Em
Tratado da altura das estrelas (Sinval Medina, Porto Alegre, Instituto
Estadual do Livro e EDIPUCRS,1997), há um “Interlúdio”, página que se quer à
parte da narrativa, como bem o demonstram os caracteres distintos daqueles em que se apresenta o romance. Nele,
dirigindo-se ao leitor, o auto-intitulado “relator”, “escriba”, usando uma
terceira pessoa, explica a estrutura da sua narrativa, construída em dois eixos
principais: as peripécias de um certo lansquenê que, em 1531, anda
errante por terras da Península Itálica e a árdua viagem de João Carvalho,
piloto que fez, com Fernão de Magalhães, a primeira viagem de circunavegação,
partindo de San Lúcar em 1519. E promete descobrir a relação que existe entre
tão diferentes histórias o quê, na verdade, é feito, deslindando-se no
penúltimo capítulo, “Fresca madrugada”, o novelo que o escriba/relator chama de
tortuosa narrativa: o encontro de
João Carvalho com o lansquenê que se revela o filho que abandonara à própria
sorte em Burneu, uma dezena de anos antes.

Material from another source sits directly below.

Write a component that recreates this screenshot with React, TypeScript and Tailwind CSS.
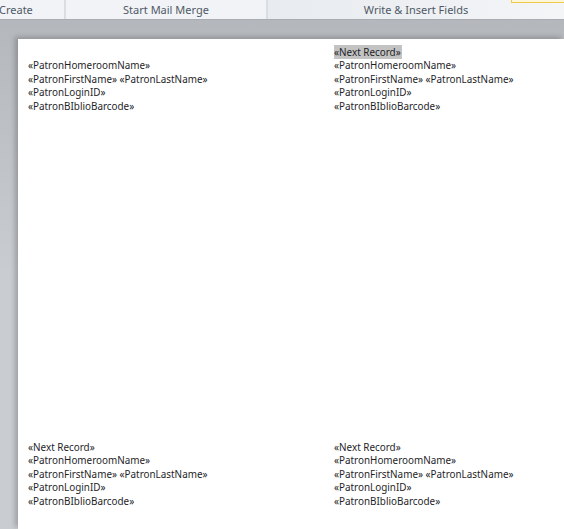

Na reconciliação que se segue, fica
esclarecida a razão da busca do filho,
guardada em segredo durante as suas andanças. Uma procura que, talvez, seja a desse perseguidor,
pressentido pelo pai que dele vai fugindo e se escondendo No primeiro capítulo, “Trevosa noite”, diz o
narrador que ele Já não pode ignorar a
raposia do perro que o fareja. Não sabe que é o filho que lhe está ao
encalço, esse filho que ficara do outro lado do mundo, entre os infiéis e a
quem, já velho, desejaria legar o manuscrito, herdado de Abraão Usque, o rabi
que lhe servira de pai, o “Tratado da altura das estrelas”: um registro de
idéias perigosas sobre a Terra e o Sol, sobre a influência dos astros no
destino dos homens e sobre as minúcias da arte de navegar, tomando como guia as
estrelas do céu. A prova de paz entre eles, nesse encontro tardio, é dar o pai
ao filho, a posse do manuscrito. O filho, comovido, promete enriquecê-lo com
suas próprias notas e deixá-las para os seus descendentes. E nem por um
momento, procura explicações para os atos do pai no passado, explicações que o
pai não pode dar pois nenhuma frase, uma só e única frase lhe ocorreu para se
desculpar do amor que nunca lhe tivera; do desejo de vê-lo perecer, ainda bem
criança; dos maus tratos que lhe deu quando o soube no navio, embarcado às
escondidas; do proposital abandono em terra estranha ao recusar a proposta
feita pelo rei de Lucan quando soube que o seu filho havia sido feito
prisioneiro e que, em terra, havia um menino, filho do almirante da esquadra: Se o almirante retém meu filho da forma como
o faz, nada mais certo que de minha parte, prenda o filho dele para, assim, nos
pormos em igualdade de condições. Afinal, temos em mãos a mesma moeda, tão
somente do lado inverso.
João
Carvalho, que se refugiara, célere, no barco, ao ver a luta, que haviam
empreendido com os naturais da terra ser perdida, ri muito. Já fizera um trato
com o príncipe que aprisionara, já recebera o pagamento e, então responde: O
menino nada vale, senhores, motivo pelo qual rogo-lhes o favor de liberá-lo sem
maiores exigências; a bem da verdade, aquilo nem bom escravo dará, teimoso e
pouco serviçal como costuma ser. E voltando-se para o príncipe continua: diz a teu pai que esperaremos até amanhã
pela decisão. Ao fim de tal prazo, partiremos para o Maluco deixando para trás
sem qualquer remorso o pequeno traste que se proclama meu filho.
Ficar sabebendo possuir tão pouco preço, deu
ao menino razões para escolher ficar entre os mouros.
No prazo
azado, os navios, sob o comando de João Carvalho, levantaram âncoras e as
velas, favorecidas pelo vento, rumaram em pós de Maluco onde todos os
embarcados acreditavam estar as imensas riquezas pelas quais tanto ansiavam.